→ **The problem**: Copy out the data below as written; omit any images.

━━━━━ Given material ━━━━━

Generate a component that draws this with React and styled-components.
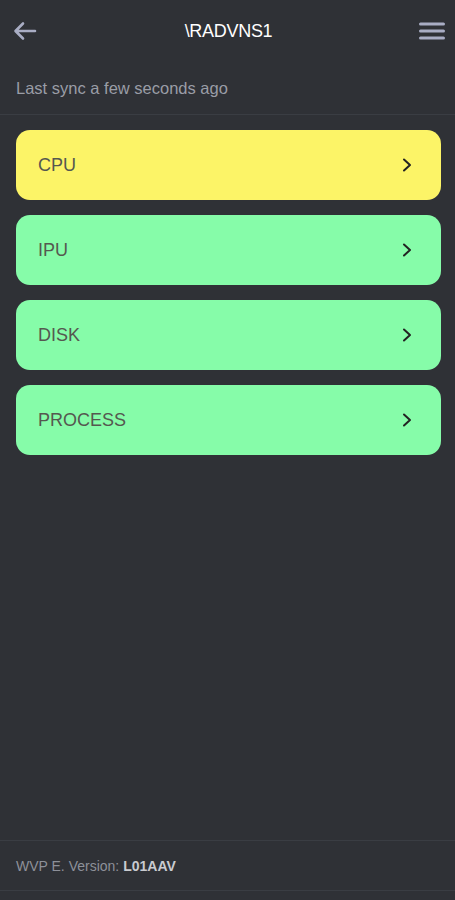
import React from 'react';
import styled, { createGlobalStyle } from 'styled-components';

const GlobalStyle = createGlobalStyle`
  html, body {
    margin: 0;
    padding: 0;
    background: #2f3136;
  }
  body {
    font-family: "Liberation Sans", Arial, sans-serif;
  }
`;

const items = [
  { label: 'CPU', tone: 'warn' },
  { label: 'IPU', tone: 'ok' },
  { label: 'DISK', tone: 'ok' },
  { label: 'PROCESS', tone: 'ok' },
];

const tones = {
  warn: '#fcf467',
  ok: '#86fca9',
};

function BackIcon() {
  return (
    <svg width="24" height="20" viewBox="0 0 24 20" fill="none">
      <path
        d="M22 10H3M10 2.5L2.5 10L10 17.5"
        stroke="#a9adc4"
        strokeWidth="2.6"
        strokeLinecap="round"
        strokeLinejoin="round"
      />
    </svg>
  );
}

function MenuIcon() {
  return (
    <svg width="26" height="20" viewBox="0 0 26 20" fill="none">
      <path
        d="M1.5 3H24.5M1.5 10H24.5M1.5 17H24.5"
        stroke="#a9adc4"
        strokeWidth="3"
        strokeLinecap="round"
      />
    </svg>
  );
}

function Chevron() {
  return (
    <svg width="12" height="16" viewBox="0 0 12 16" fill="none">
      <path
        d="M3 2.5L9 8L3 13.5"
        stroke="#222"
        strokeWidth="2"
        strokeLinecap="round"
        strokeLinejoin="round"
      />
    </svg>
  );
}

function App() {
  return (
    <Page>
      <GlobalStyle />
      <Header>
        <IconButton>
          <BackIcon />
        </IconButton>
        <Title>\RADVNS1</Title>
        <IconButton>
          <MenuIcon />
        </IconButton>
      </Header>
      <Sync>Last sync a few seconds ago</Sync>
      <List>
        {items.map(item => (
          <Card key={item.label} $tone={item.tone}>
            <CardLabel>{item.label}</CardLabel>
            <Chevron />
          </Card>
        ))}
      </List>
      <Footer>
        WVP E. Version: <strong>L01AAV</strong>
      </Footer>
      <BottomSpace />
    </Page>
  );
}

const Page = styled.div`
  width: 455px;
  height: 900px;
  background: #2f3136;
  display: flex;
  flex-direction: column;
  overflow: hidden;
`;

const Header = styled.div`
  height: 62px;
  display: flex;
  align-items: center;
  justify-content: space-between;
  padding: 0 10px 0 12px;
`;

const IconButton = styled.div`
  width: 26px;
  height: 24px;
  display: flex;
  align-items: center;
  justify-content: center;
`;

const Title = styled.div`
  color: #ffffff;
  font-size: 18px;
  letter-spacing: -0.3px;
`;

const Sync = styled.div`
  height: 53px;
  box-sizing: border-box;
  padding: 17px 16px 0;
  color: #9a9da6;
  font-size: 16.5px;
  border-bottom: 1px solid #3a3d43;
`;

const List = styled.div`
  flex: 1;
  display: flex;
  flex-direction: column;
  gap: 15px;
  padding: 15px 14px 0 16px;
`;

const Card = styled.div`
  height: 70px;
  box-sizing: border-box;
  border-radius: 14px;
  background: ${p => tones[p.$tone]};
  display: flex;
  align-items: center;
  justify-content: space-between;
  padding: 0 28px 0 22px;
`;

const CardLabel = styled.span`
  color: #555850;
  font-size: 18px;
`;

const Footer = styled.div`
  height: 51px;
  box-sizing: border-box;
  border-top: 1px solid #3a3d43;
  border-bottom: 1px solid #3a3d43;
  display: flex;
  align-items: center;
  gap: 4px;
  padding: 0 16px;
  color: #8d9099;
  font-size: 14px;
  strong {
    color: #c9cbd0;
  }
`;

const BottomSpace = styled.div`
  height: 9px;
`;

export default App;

━━━━━

→ **Exercise result**:
Generate a component that draws this with React and styled-components.
import React from 'react';
import styled, { createGlobalStyle } from 'styled-components';

const GlobalStyle = createGlobalStyle`
  html, body {
    margin: 0;
    padding: 0;
    background: #2f3136;
  }
  body {
    font-family: "Liberation Sans", Arial, sans-serif;
  }
`;

const items = [
  { label: 'CPU', tone: 'warn' },
  { label: 'IPU', tone: 'ok' },
  { label: 'DISK', tone: 'ok' },
  { label: 'PROCESS', tone: 'ok' },
];

const tones = {
  warn: '#fcf467',
  ok: '#86fca9',
};

function BackIcon() {
  return (
    <svg width="24" height="20" viewBox="0 0 24 20" fill="none">
      <path
        d="M22 10H3M10 2.5L2.5 10L10 17.5"
        stroke="#a9adc4"
        strokeWidth="2.6"
        strokeLinecap="round"
        strokeLinejoin="round"
      />
    </svg>
  );
}

function MenuIcon() {
  return (
    <svg width="26" height="20" viewBox="0 0 26 20" fill="none">
      <path
        d="M1.5 3H24.5M1.5 10H24.5M1.5 17H24.5"
        stroke="#a9adc4"
        strokeWidth="3"
        strokeLinecap="round"
      />
    </svg>
  );
}

function Chevron() {
  return (
    <svg width="12" height="16" viewBox="0 0 12 16" fill="none">
      <path
        d="M3 2.5L9 8L3 13.5"
        stroke="#222"
        strokeWidth="2"
        strokeLinecap="round"
        strokeLinejoin="round"
      />
    </svg>
  );
}

function App() {
  return (
    <Page>
      <GlobalStyle />
      <Header>
        <IconButton>
          <BackIcon />
        </IconButton>
        <Title>\RADVNS1</Title>
        <IconButton>
          <MenuIcon />
        </IconButton>
      </Header>
      <Sync>Last sync a few seconds ago</Sync>
      <List>
        {items.map(item => (
          <Card key={item.label} $tone={item.tone}>
            <CardLabel>{item.label}</CardLabel>
            <Chevron />
          </Card>
        ))}
      </List>
      <Footer>
        WVP E. Version: <strong>L01AAV</strong>
      </Footer>
      <BottomSpace />
    </Page>
  );
}

const Page = styled.div`
  width: 455px;
  height: 900px;
  background: #2f3136;
  display: flex;
  flex-direction: column;
  overflow: hidden;
`;

const Header = styled.div`
  height: 62px;
  display: flex;
  align-items: center;
  justify-content: space-between;
  padding: 0 10px 0 12px;
`;

const IconButton = styled.div`
  width: 26px;
  height: 24px;
  display: flex;
  align-items: center;
  justify-content: center;
`;

const Title = styled.div`
  color: #ffffff;
  font-size: 18px;
  letter-spacing: -0.3px;
`;

const Sync = styled.div`
  height: 53px;
  box-sizing: border-box;
  padding: 17px 16px 0;
  color: #9a9da6;
  font-size: 16.5px;
  border-bottom: 1px solid #3a3d43;
`;

const List = styled.div`
  flex: 1;
  display: flex;
  flex-direction: column;
  gap: 15px;
  padding: 15px 14px 0 16px;
`;

const Card = styled.div`
  height: 70px;
  box-sizing: border-box;
  border-radius: 14px;
  background: ${p => tones[p.$tone]};
  display: flex;
  align-items: center;
  justify-content: space-between;
  padding: 0 28px 0 22px;
`;

const CardLabel = styled.span`
  color: #555850;
  font-size: 18px;
`;

const Footer = styled.div`
  height: 51px;
  box-sizing: border-box;
  border-top: 1px solid #3a3d43;
  border-bottom: 1px solid #3a3d43;
  display: flex;
  align-items: center;
  gap: 4px;
  padding: 0 16px;
  color: #8d9099;
  font-size: 14px;
  strong {
    color: #c9cbd0;
  }
`;

const BottomSpace = styled.div`
  height: 9px;
`;

export default App;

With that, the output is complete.